Interest-free or low-interest loans were once a popular and successful means of shifting income from parents to children. The beneficial tax treatment of such loans has been reduced by Sec. 7872, which requires the parties to impute interest income and expense on below-market-rate loans and treat the imputed interest as a gift. However, opportunities still exist for families to use intrafamily loans to reduce taxes and improve the economics of certain situations. The discussion below is limited to interest-free or below-market-rate gift loans to children.

Definition

A "gift loan" is a below-market loan in which the forgone interest is in the nature of a gift. The lender-parent is deemed to have made a loan to the borrower-child at the applicable Federal rate (AFR). At the end of the calendar year, the parent is deemed to have made a gift to the child of the interest; the child is deemed to have paid the parent the interest. The parent must recognize interest income as if the imputed interest had actually been paid. The child may be entitled to an interest deduction in the same amount, subject to the Sec. 163 interest expense rules.
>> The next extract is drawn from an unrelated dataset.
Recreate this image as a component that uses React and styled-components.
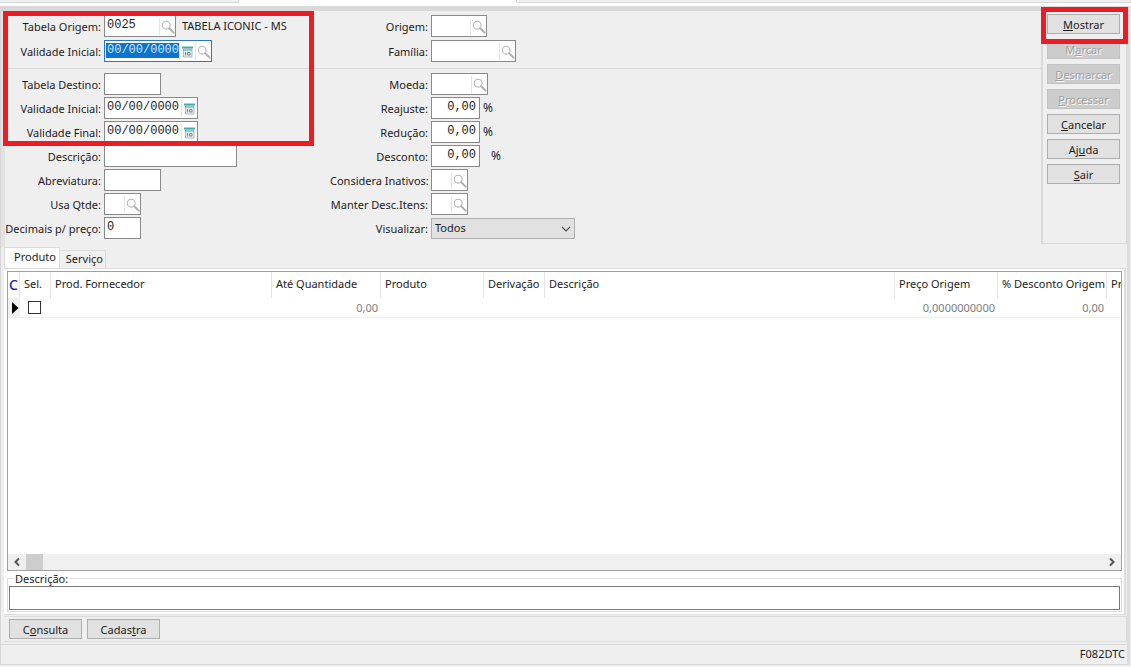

Loan types: Gift loans can be either of the following types:

1. Demand loan. This kind of loan is payable in full, at any time, on the lender's demand. If interest on a demand loan is payable at a rate less than the AFR established monthly by the IRS, the demand loan is a below-market loan to which the Sec. 7872 imputed interest rules apply.

2. Term loan. This is any loan not a demand loan. Thus, if a loan has a specified period in which it will be outstanding, it is a term loan. If the amount loaned exceeds the present value of principal and interest due under the loan using a discount rate equal to the AFR in effect when the loan is made, the term loan is a below-market loan to which the Sec. 7872 imputed interest rules apply.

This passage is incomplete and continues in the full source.